Assisting Mural Arts Philadelphia with the funding of this project were funders: Art for Justice Fund, a sponsored project of Rockefeller Philanthropy Advisors, City of Philadelphia, the National Endowment for the Arts, Parkway Corporation, the Estate of Pearl M. Carpel, Julia & David Fleischner, the Zuritsky Family, and an Anonymous donor.

“Declaration is a truly thought-provoking piece that prompts the viewer to reflect on our society and the experiences of others,” Robert Zuritsky, President & CEO of Parkway said. “For more than nine decades, Parkway has been a major developer within the City of Philadelphia from partnering in office developments like Liberty Place and leading current construction of the Morgan Lewis Tower, to residential projects like 1706 Rittenhouse and Hanover North Broad, to medical facilities such as Walnut Towers as well as hospitality destinations like the Home2 Suites and Motto Hotel. We’re just as proud to have supported numerous public art pieces as part of our commitment to beautify the city.”

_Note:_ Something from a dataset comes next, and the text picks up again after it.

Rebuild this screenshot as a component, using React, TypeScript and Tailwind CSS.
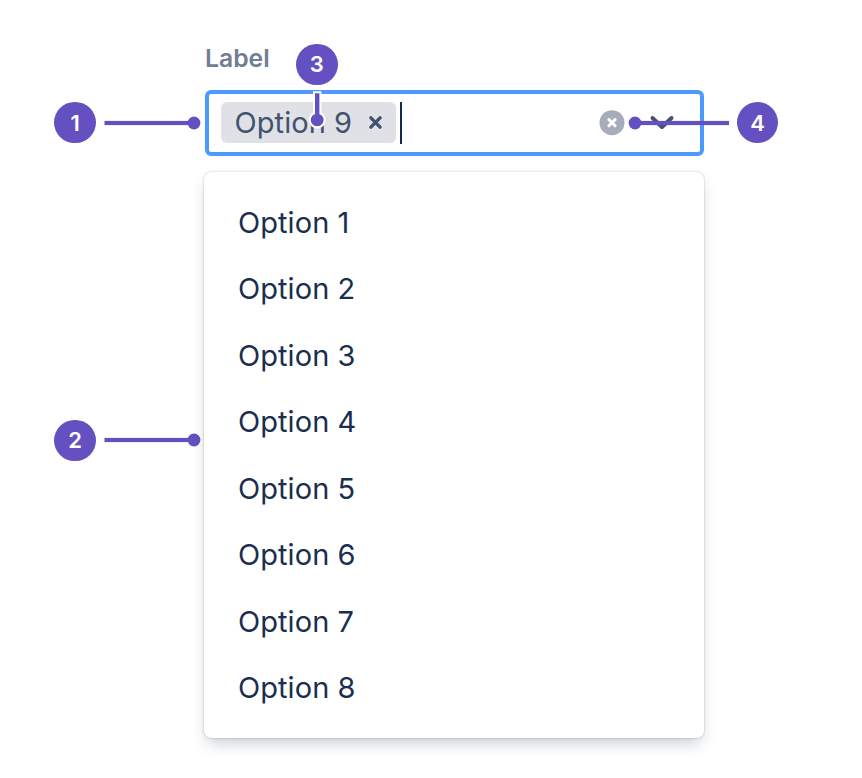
import { ReactNode } from "react";

const options = ["Option 1", "Option 2", "Option 3", "Option 4", "Option 5", "Option 6", "Option 7", "Option 8"];

function Badge({ children }: { children: ReactNode }) {
  return (
    <span className="flex size-[41.5px] shrink-0 items-center justify-center rounded-full bg-[#6450c0] text-[22px] leading-none font-semibold text-white">
      {children}
    </span>
  );
}

function LeftCallout({ children }: { children: ReactNode }) {
  return (
    <div className="flex items-center gap-2">
      <Badge>{children}</Badge>
      <svg width="98" height="14" viewBox="0 0 98 14" fill="#6450c0">
        <rect x="0.5" y="4.9" width="90" height="4.2" />
        <circle cx="90" cy="7" r="6.4" />
      </svg>
    </div>
  );
}

function Tag() {
  return (
    <span className="flex h-[41.5px] w-[175px] items-center justify-between rounded-[6px] bg-[#dfe1e6] pr-[13px] pl-[13.5px] text-[29px] tracking-[0.07px] text-[#42526e]">
      <span className="whitespace-nowrap">Option 9</span>
      <svg width="15" height="15" viewBox="0 0 15 15" fill="none" stroke="#42526e" strokeWidth="3.4" strokeLinecap="round">
        <path d="M2.9 2.9l9.2 9.2M12.1 2.9l-9.2 9.2" />
      </svg>
    </span>
  );
}

function SelectControl() {
  return (
    <div className="flex h-[66px] items-center justify-between rounded-[6px] border-4 border-[#4c9aff] bg-white pr-[24.5px] pl-[12.5px]">
      <div className="flex items-center gap-1">
        <Tag />
        <span className="h-[42px] w-[2px] bg-[#172b4d]" />
      </div>
      <div className="flex items-center gap-6">
        <svg width="26" height="26" viewBox="0 0 26 26" fill="none">
          <circle cx="13" cy="12.7" r="12.5" fill="#a5adba" />
          <path d="M9.9 9.6l6.2 6.2M16.1 9.6l-6.2 6.2" stroke="#fff" strokeWidth="3" strokeLinecap="round" />
        </svg>
        <svg width="26" height="18" viewBox="0 0 26 18" fill="none" stroke="#42526e" strokeWidth="4" strokeLinecap="round" strokeLinejoin="round">
          <path d="M3.5 4l9.5 9l9.5-9" />
        </svg>
      </div>
    </div>
  );
}

export default function App() {
  return (
    <div className="flex h-[778px] w-[862px] overflow-hidden bg-white font-['Inter',sans-serif]">
      <aside className="flex w-[204px] flex-col gap-[276.3px] pt-[101.8px] pl-[54.4px]">
        <LeftCallout>1</LeftCallout>
        <LeftCallout>2</LeftCallout>
      </aside>

      <main className="relative flex w-[500px] flex-col pt-[42px]">
        <label className="h-[47.5px] pl-px text-[24.7px] leading-[32px] font-semibold text-[#727e94]">Label</label>
        <div className="px-[0.5px]">
          <SelectControl />
        </div>
        <ul className="mx-[0.4px] mt-[16.8px] h-[565.5px] rounded-[7px] bg-white pt-[17.2px] shadow-[0_0_2px_rgba(9,30,66,0.31),0_8px_16px_-4px_rgba(9,30,66,0.25)]">
          {options.map((option) => (
            <li key={option} className="flex h-[66.5px] items-center pl-[33.6px] text-[29px] tracking-[0.07px] text-[#1a2e50]">
              {option}
            </li>
          ))}
        </ul>

        <div className="absolute top-[43.7px] left-[92px] flex flex-col items-center gap-[5px]">
          <Badge>3</Badge>
          <svg width="18" height="40" viewBox="0 0 18 40" fill="#6450c0">
            <path d="M7 3.3h4.4v20.6a6.4 6.4 0 1 1-4.4 0z" stroke="#fff" strokeWidth="4" paintOrder="stroke" />
          </svg>
        </div>
      </main>

      <aside className="pt-[101.8px] pl-[32.8px]">
        <div className="relative flex items-center">
          <svg className="absolute right-[49.5px]" width="102" height="14" viewBox="0 0 102 14" fill="#6450c0">
            <rect x="8.4" y="4.9" width="93.6" height="4.2" />
            <circle cx="8" cy="7" r="6.4" />
          </svg>
          <Badge>4</Badge>
        </div>
      </aside>
    </div>
  );
}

The Declaration mural dedication was one of many events hosted during Mural Arts Month presented by Chase, a month-long celebration in October of all the ways Mural Arts Philadelphia uses art to transform public spaces and individual lives. The activity-filled month featured mural dedications, panel discussions, community events, film screenings, exhibitions, running and walking mural tours, and more. In the Mural Arts Month theme “Resilience” - a nod to both a recognition and celebration of the people and art that makes Philadelphia the “Mural Capital of the World” - Declaration showcases the participatory public art that beautifies, advocacy that inspires, and educational programming and employment opportunities that empower.

“I am so proud that Chase is committed to my community. Being born and raised in Philly, I love that we have partnered with Mural Arts, who is working to beautify our local neighborhoods, with art for all to enjoy,” said Chandra Williams, Community Manager, Chase.